Athlon1600 / php-proxy

A web proxy script written in PHP and built as an alternative to Glype.
https://www.php-proxy.com
MIT License
298 stars 158 forks source link

white blank site #6

Closed Clevero closed 9 years ago

Clevero commented 9 years ago

Just installed the proxy via git clone (compuser install and composer update) on my debian 8 machine with php 5.6.5-1 installed.

When I post a URL in the "adress-bar" of the index site and then klick on GO!, my browser shows me a a white blank page. All sites are ending in this issue, even if there is nothing in the textfield.

Idea: I have firewalld installed, which blocks all ports. Are more ports than the port 80 needed?

Webserver: Apache

bennetthaselton commented 9 years ago

I have no idea how to configure that particular firewall, however, if you are running a proxy script on a website, then you not only need incoming connections to port 80 to be unblocked (apparently you've already taken care of this, since the proxy form loads successfully), you also need outgoing connections to port 80 on remote sites, to be unblocked as well. (That's for accessing non-SSL websites through the proxy, i.e., sites beginning with http:// . If you also want to access SSL sites, i.e. sites beginning with https:// , then you also have to unblock outgoing connections to port 443 on remote sites.)
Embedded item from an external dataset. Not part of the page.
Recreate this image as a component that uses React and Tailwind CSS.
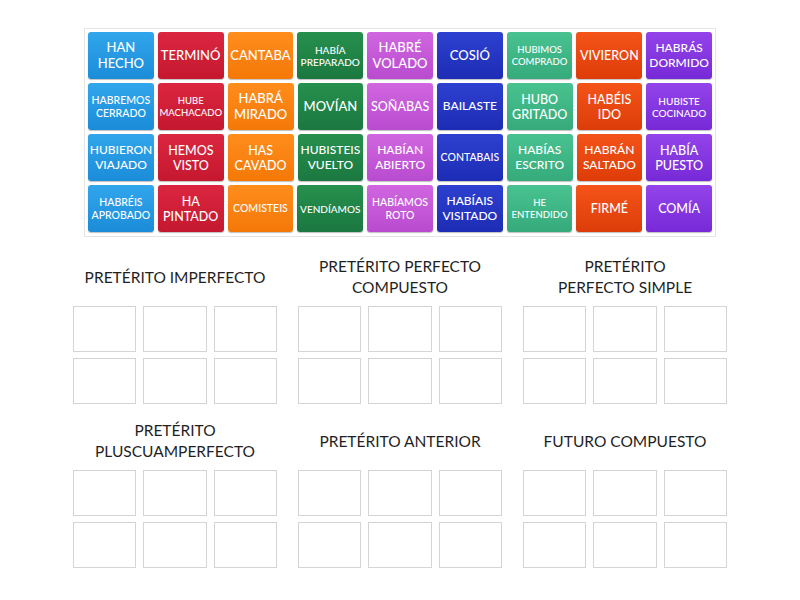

However, I suspect that's not your problem, because if the problem was with outgoing connections being blocked, you'd probably see a graceful error from the proxy script saying, "Could not establish a connection to the remote site". If you're just getting a blank page then it may be some other error.

To get a more accurate error message, log in to the shell of the webserver and search the error log: 1) figure out what the webserver error log is (usually /var/log/httpd/error_log 2) take the name of the folder where you installed the proxy script 3) search the webserver log for those errors with: grep [foldername] [webserver log]
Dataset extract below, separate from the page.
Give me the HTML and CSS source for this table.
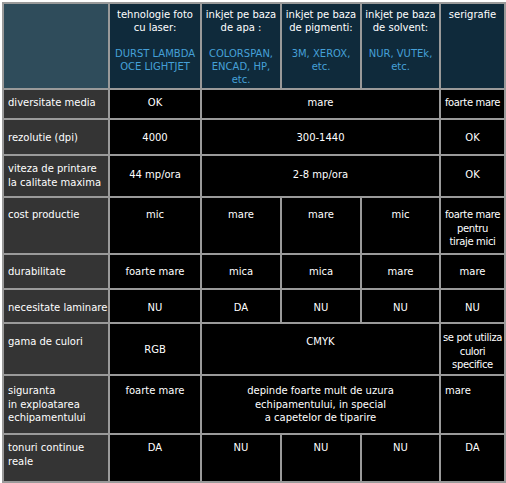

So for example on my machine, if the proxy script is at http://www.mysite.com/testproxy/ and the error log is /var/log/httpd/error_log , I would search: grep testproxy /var/log/httpd/error_log

That command will output the lines related to the script failure which will probably help pinpoint the problem.

Bennett

On 2/6/2015 10:09 AM, Clevero wrote:

Just installed the proxy via git clone (compuser install and composer update) on my debian 8 machine with php 5.6.5-1 installed.

When I post a URL in the "adress-bar" of the index site and then klick on GO!, my browser shows me a a white blank page. All sites are ending in this issue, even if there is nothing in the textfield.

Idea: I have firewalld installed, which blocks all ports. Are more ports than the port 80 needed?

Webserver: Apache

— Reply to this email directly or view it on GitHub https://github.com/Athlon1600/php-proxy/issues/6.

Athlon1600 commented 9 years ago

white page probably means some php error which was suppressed by default for security reasons. You need to go to php.ini and enable error reporting here: http://php.net/manual/en/function.error-reporting.php

Clevero commented 9 years ago

thanks alot for your response.

after enabling error reporting in php.ini, the log gave me the error "PHP Fatal error: Call to undefined function curl_init()".

The problem was, that curl was not installed. I thought it's enough to install the normal curl package. But the right package was "php5-curl", installing it fixed the problem.

bennetthaselton commented 9 years ago

On 2/6/2015 4:34 PM, Athlon1600 wrote:

white page probably means some php error which was suppressed by default for security reasons. You need to go to php.ini and enable error reporting here: http://php.net/manual/en/function.error-reporting.php

— Reply to this email directly or view it on GitHub https://github.com/Athlon1600/php-proxy/issues/6#issuecomment-73339268.

Note that if you see a blank page when errors occur, that has to do with the display_errors setting in php.ini and not with the error_reporting() function. The error_reporting() function determines what kind of errors are reported; the display_errors setting determines whether those errors are "reported" by displaying them to the browser (helpful sometimes, but considered unsafe for production systems), or whether they are merely written to the server's error log. (The reason that displaying errors to the browser is considered a security risk, is that if an attacker is visiting your site in their browser, they might be able to use the error message to determine something about your script that might lead them to discover a security hole.)

So if you want to see what error message the script is causing, you need to either: 1) look in the server's error log, usually /var/log/httpd/error_log , as I said in the last message or 2) edit the php.ini file and change the line display_errors = Off to display_errors = On and then restart httpd. And for safety, be sure to change that line back to "Off" (and restart httpd again) as soon as you're finished debugging.